A woman in a wheelchair uses a Bank of America ATM
Credit: Bank of America

You are unlikely to be approved for personal or business cards from Bank of America if you fall outside of these parameters. While Bank of America's 2/3/4 rule has been formally communicated by the customer service representatives to applicants, it is not posted online anywhere as official policy.

Although Bank of America limits the frequency of your applications, the issuer doesn't have a hard limit on the number of its credit cards you can hold at a time. Additionally, Bank of America will limit the total credit it's willing to extend to you based on your stated income and spending habits. If you run into issues with approvals based on the amount of credit already extended to you, you may need to lower your credit limits on your existing cards in order to get approved for new ones.

The 2/3/4 rule means you could apply for two Bank of America cards within the same month, such as the Alaska Airlines Visa Signature® credit card and Bank of America® Customized Cash Rewards credit card. If you apply for a third card within two months, a fourth within 12 months, or a fifth within 24 months, you will almost certainly be denied. Also, we don't recommend applying for two cards on the same day, as occasionally, one application could be flagged as fraud or erroneous.
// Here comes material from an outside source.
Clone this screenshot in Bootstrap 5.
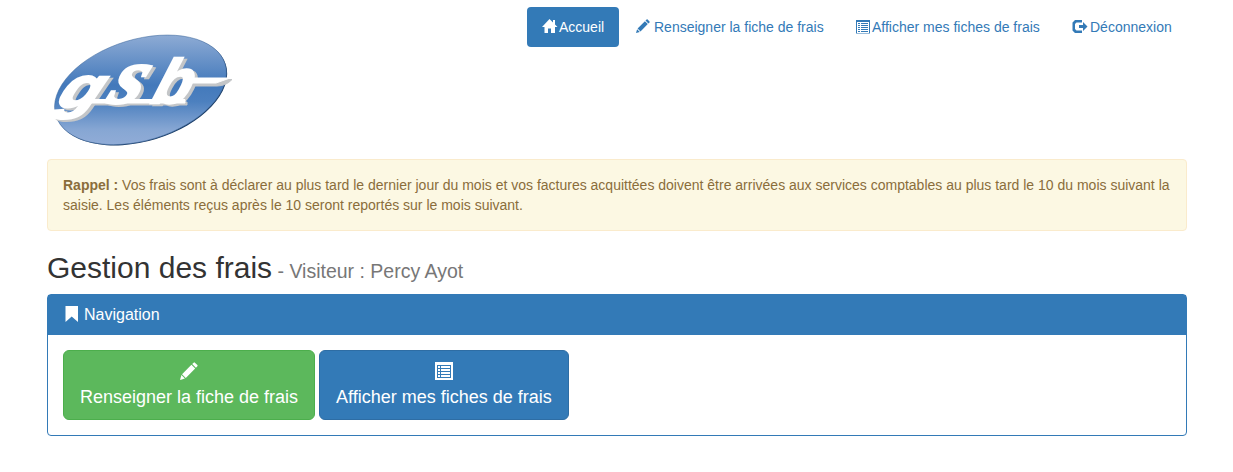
<!DOCTYPE html>
<html lang="fr">
<head>
<meta charset="utf-8">
<meta name="viewport" content="width=device-width, initial-scale=1">
<title>Gestion des frais</title>
<link href="https://cdn.jsdelivr.net/npm/bootstrap@5.3.0/dist/css/bootstrap.min.css" rel="stylesheet">
<style>
:root{--brand:#337ab7}
body{font-family:"Liberation Sans",Arial,sans-serif;font-size:14px;line-height:20px;color:#333;background:#fff}
.page{width:1140px;margin-left:47px}
.page svg{flex:none}
.top-row{height:159px}
.logo-link{margin:27px 0 0 3px}
.nav-pills{--bs-nav-link-padding-x:15px;--bs-nav-link-padding-y:10px;--bs-nav-link-color:#337ab7;--bs-nav-link-hover-color:#23527c;--bs-nav-pills-border-radius:4px;--bs-nav-pills-link-active-bg:#337ab7;margin-top:7px;gap:2px}
.nav-pills .nav-link{font-size:14px;line-height:20px;white-space:nowrap}
.pill-home{width:92px}
.pill-edit{width:218px}
.pill-list{width:214px}
.pill-exit{width:130px}
.reminder{color:#8a6d3b;background:#fcf8e3;border:1px solid #faebcc;border-radius:4px;padding:15px;height:72px}
.page-title{font-size:30px;line-height:33px;font-weight:400;color:#333;margin:20px 0 10px}
.page-title small{font-size:19.5px;line-height:1;color:#777;font-weight:400}
.panel{border:1px solid var(--brand);border-radius:4px;height:142px}
.panel .card-header{background:var(--brand);color:#fff;border:0;border-radius:0;height:40px;padding:0 15px 0 17px;font-size:16px}
.panel .card-body{padding:15px;gap:4px}
.tile{height:70px;border-radius:6px;font-size:18px;line-height:24px;color:#fff!important;padding:10px 0;gap:4px}
.tile-green{width:252px;background:#5cb85c;border-color:#4cae4c}
.tile-blue{width:250px;background:#337ab7;border-color:#2e6da4}
.script-word{font-family:"Liberation Sans",Arial,sans-serif;font-weight:700;font-style:italic}
.script-word .letter-s{font-family:"Liberation Serif",serif}
</style>
</head>
<body>
<svg class="d-none" aria-hidden="true">
  <symbol id="pencil" viewBox="0 0 14 14"><path d="M10.600.5q.5-.5 1 0l1.900 1.900q.5.5 0 1L12.400 4.500 9.500 1.600ZM8.900 2.200l2.900 2.900-7.300 7.300L1.600 9.500ZM1.100 10.200l2.700 2.700L0 14Z"/></symbol>
  <symbol id="listing" viewBox="0 0 18 18"><path fill-rule="evenodd" d="M0 0h18v18H0ZM2 3v13h14V3ZM3 4h2v2H3ZM6 4h9v2H6ZM3 7h2v2H3ZM6 7h9v2H6ZM3 10h2v2H3ZM6 10h9v2H6ZM3 13h2v2H3ZM6 13h9v2H6Z"/></symbol>
  <symbol id="listing-small" viewBox="0 0 14 14"><path fill-rule="evenodd" d="M0 0h14v14H0ZM1 2v11h12V2ZM2 3h2v1H2ZM5 3h7v1H5ZM2 5h2v1H2ZM5 5h7v1H5ZM2 7h2v1H2ZM5 7h7v1H5ZM2 9h2v1H2ZM5 9h7v1H5ZM2 11h2v1H2ZM5 11h7v1H5Z"/></symbol>
</svg>
<div class="page">
  <header class="top-row d-flex justify-content-between align-items-start">
    <a class="logo-link" href="#" aria-label="gsb">
      <svg class="d-block" width="190" height="125" viewBox="50 27 190 125">
        <defs>
          <linearGradient id="shade" x1="140" y1="35" x2="140" y2="146" gradientUnits="userSpaceOnUse" gradientTransform="rotate(17 140 90)"><stop offset="0" stop-color="#8eabd4"/><stop offset=".45" stop-color="#4379bb"/><stop offset=".6" stop-color="#4c80bf"/><stop offset=".85" stop-color="#86a6d3"/><stop offset="1" stop-color="#92add7"/></linearGradient>
        </defs>
        <g transform="rotate(-17 140 90)"><ellipse cx="141" cy="91" rx="88.500" ry="50.500" fill="#173963"/><ellipse cx="140.500" cy="90" rx="88.500" ry="50.500" fill="url(#shade)" stroke="#416b9f" stroke-width=".5"/></g>
        <g class="script-word" fill="#c4c6c8" stroke="#c4c6c8" stroke-width="2.500">
          <path d="M86 102H187V105H82ZM190 79.500H232Q226 86 217 86H190Z" stroke-width="1"/>
          <text transform="translate(58 109) skewX(-24) scale(1.180 1)" font-size="57">g</text>
          <text class="letter-s" transform="translate(108 105) skewX(-24) scale(1.050 1)" font-size="80">s</text>
          <text transform="translate(153 105) skewX(-18) scale(.98 1)" font-size="62">b</text>
        </g>
        <g class="script-word" fill="#fff" stroke="#fff" stroke-width="2.500" aria-hidden="true">
          <path d="M84 99.500H185V103H80ZM188 78H230L216 83H188Z" stroke-width="1"/>
          <text transform="translate(55 107) skewX(-24) scale(1.180 1)" font-size="57">g</text>
          <text class="letter-s" transform="translate(105 103) skewX(-24) scale(1.050 1)" font-size="80">s</text>
          <text transform="translate(150 103) skewX(-18) scale(.98 1)" font-size="62">b</text>
        </g>
      </svg>
    </a>
    <ul class="nav nav-pills flex-nowrap">
      <li class="nav-item"><a class="nav-link pill-home active d-flex align-items-center" href="#"><svg width="17" height="16" viewBox="0 0 17 16" fill="currentColor"><path d="M7.500 0 11 3.500V1h2v4.500L15.500 8H13v6H9V9.500H6V14H2.500V8H0Z"/></svg>Accueil</a></li>
      <li class="nav-item"><a class="nav-link pill-edit d-flex align-items-center" href="#"><svg class="me-1" width="14" height="16" viewBox="0 0 14 16" fill="currentColor"><use href="#pencil" width="14" height="14"/></svg>Renseigner la fiche de frais</a></li>
      <li class="nav-item"><a class="nav-link pill-list d-flex align-items-center" href="#"><svg width="16" height="16" viewBox="0 -.5 16 16" fill="currentColor" shape-rendering="crispEdges"><use href="#listing-small" width="14" height="14"/></svg>Afficher mes fiches de frais</a></li>
      <li class="nav-item"><a class="nav-link pill-exit d-flex align-items-center" href="#"><svg width="18" height="16" viewBox="0 0 18 16" fill="currentColor"><path d="M3 1h7v2.500H4.500L3 5v5l1.500 1.500H10V14H3L.500 11.500v-8Z"/><path d="M7 6h4V3l4.500 4.500L11 12V9H7Z"/></svg>Déconnexion</a></li>
    </ul>
  </header>
  <div class="reminder" role="alert"><strong>Rappel :</strong> Vos frais sont à déclarer au plus tard le dernier jour du mois et vos factures acquittées doivent être arrivées aux services comptables au plus tard le 10 du mois suivant la saisie. Les éléments reçus après le 10 seront reportés sur le mois suivant.</div>
  <h2 class="page-title">Gestion des frais<small> - Visiteur : Percy Ayot</small></h2>
  <section class="card panel">
    <h3 class="card-header d-flex align-items-center mb-0 fw-normal"><svg width="19" height="18" viewBox="0 0 19 18" fill="currentColor"><path d="M.5 0H13v16L6.700 10.500.5 16Z"/></svg>Navigation</h3>
    <div class="card-body d-flex">
      <a class="btn tile tile-green d-flex flex-column align-items-center" href="#"><svg width="18" height="20" viewBox="0 -1 18 20" fill="currentColor"><use href="#pencil" width="18" height="18"/></svg><span>Renseigner la fiche de frais</span></a>
      <a class="btn tile tile-blue d-flex flex-column align-items-center" href="#"><svg width="18" height="20" viewBox="0 -1 18 20" fill="currentColor"><use href="#listing" width="18" height="18"/></svg><span>Afficher mes fiches de frais</span></a>
    </div>
  </section>
</div>
<script src="https://cdn.jsdelivr.net/npm/bootstrap@5.3.0/dist/js/bootstrap.bundle.min.js"></script>
</body>
</html>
Do note that Bank of America has a separate rule for card applications that considers the number of accounts you've opened across all banks.

How 2/3/4 Differs from Chase’s 5/24

The 2/3/4 policy is starkly different from Chase’s 5/24 rule, which can be much more restrictive and difficult to manage. The fundamental difference is that the 2/3/4 policy only applies to cards issued by Bank of America, while Chase’s 5/24 applies to cards from all card issuers.
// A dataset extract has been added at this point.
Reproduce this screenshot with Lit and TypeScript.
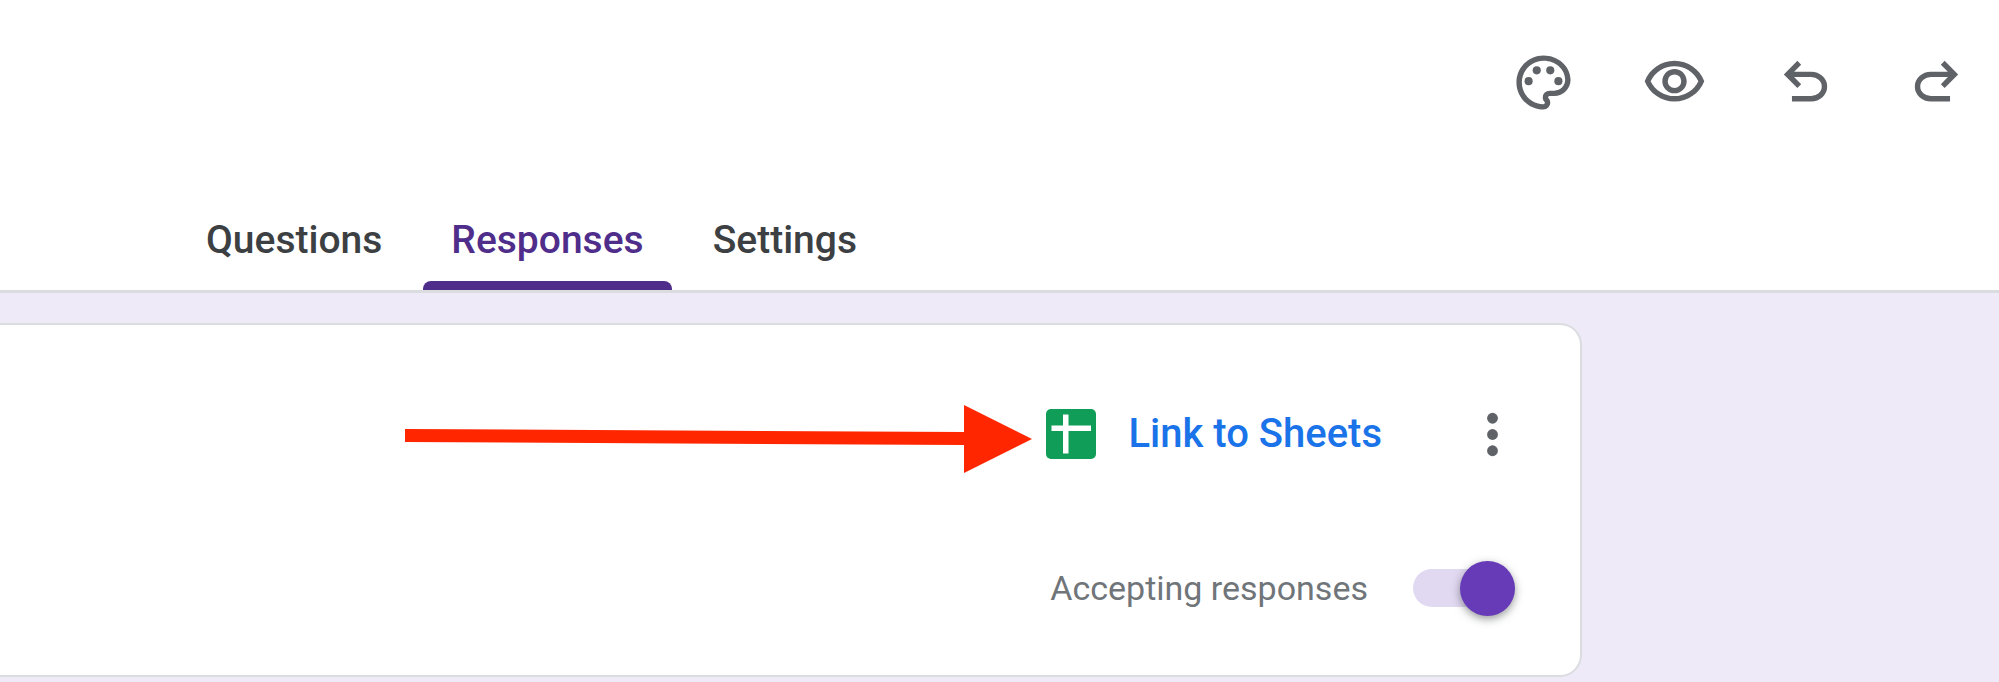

Bank of America isn’t focusing on what you are doing with other card issuers. Instead, it's limiting your ability to obtain new cards from its portfolio within a given period.

a person looks at a smart phone while holding a credit card
Credit: Anete Lusina/Pexels

If you are new to credit cards, you are better off getting the Chase cards that you want first. Once you go over the 5/24 limit, the Chase ecosystem essentially closes itself off completely until you get back under 5/24, which has opportunity costs. Bank of America is much more lenient in comparison. We recommend that you look into applying for these cards after you have gone over the 5/24 limit with Chase, although every individual's needs may vary.
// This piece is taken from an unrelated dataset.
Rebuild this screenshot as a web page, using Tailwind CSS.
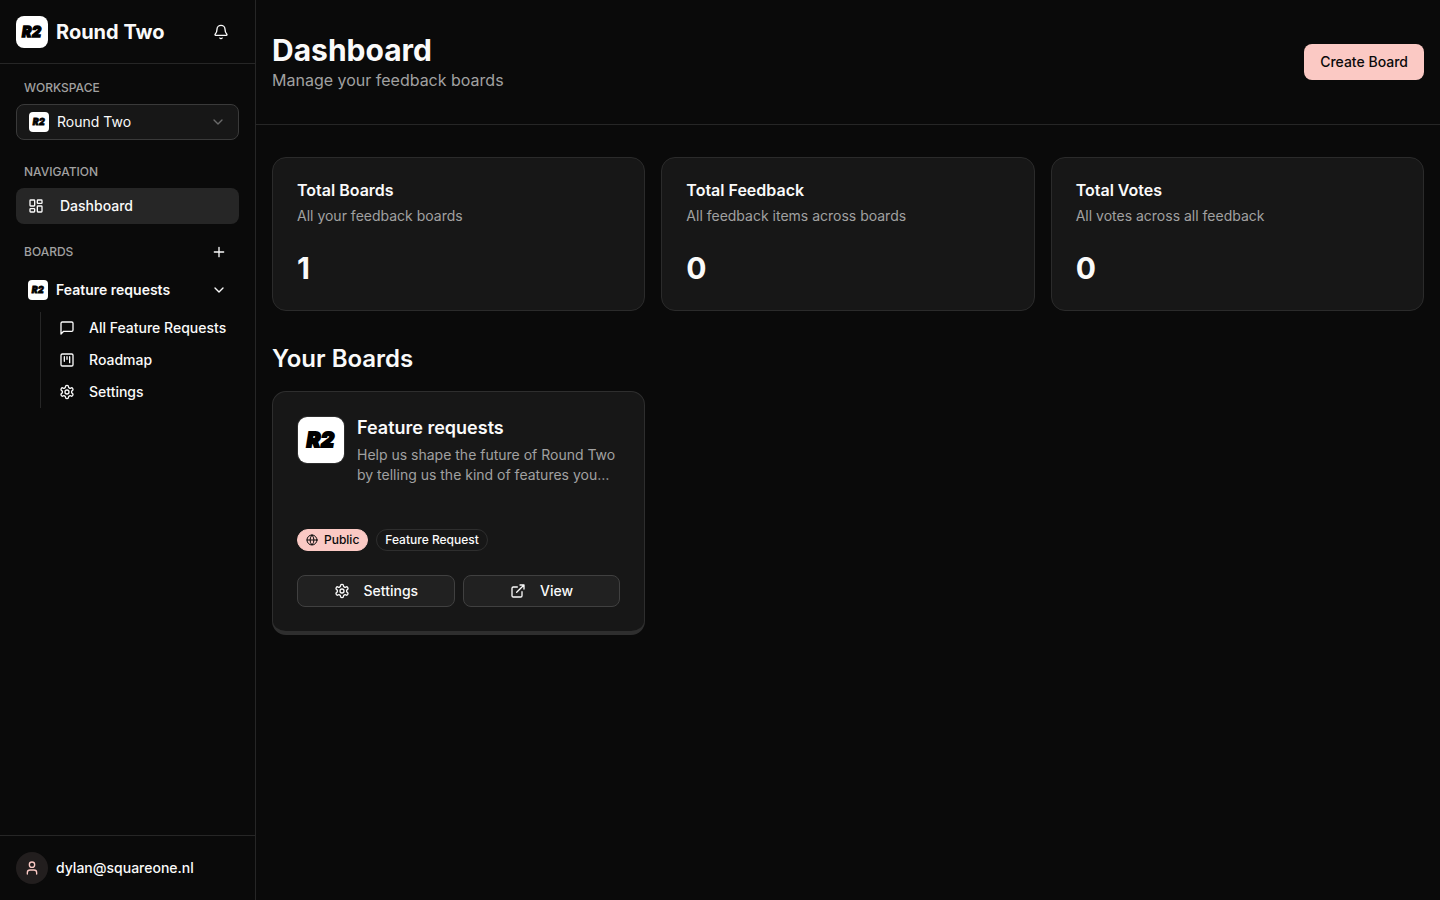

Related: Why Starting With Chase Cards Matters if You're Under 5/24

How 2/3/4 Differs from Amex's Once-in-a-Lifetime Bonus

American Express’ policy of limiting card welcome bonuses to once per lifetime is significantly more restrictive than what Bank of America is doing. You can still potentially qualify for new account bonuses more than once on the same with Bank of America, so long as you're not over the 2/3/4 limits and that you'd otherwise qualify for a new card account.

Most American Express offers contain language saying that you're not eligible for that card's bonus if you have or have had (in the past) that particular card. That's true even if you didn't earn a welcome bonus on that account. If that's the case, Amex may display a pop-up window stating that you aren't eligible for the bonus during the process of completing your application. At that point, you can decide whether you want to withdraw or submit the application.

Related: Everything To Know About The Amex Welcome Offer Eligibility Tool

Bank of America's 2/3/4 is fairly straightforward by comparison, eliminating that guesswork. If you have kept track of your recent Bank of America applications, you'll know whether the rule applies to you.

Bottom Line

While restrictive credit card rules are never something we enjoy, some can be much more of a hassle to manage than others. While Chase’s 5/24 policy means you need a long-term card strategy across all financial institutions, the Bank of America 2/3/4 rule means you only need to come up with a strategy for cards from one issuer. This leaves you plenty of options for cards issued by other financial institutions. With this knowledge, you'll be less likely to waste credit inquiries on cards you aren’t likely to be approved for.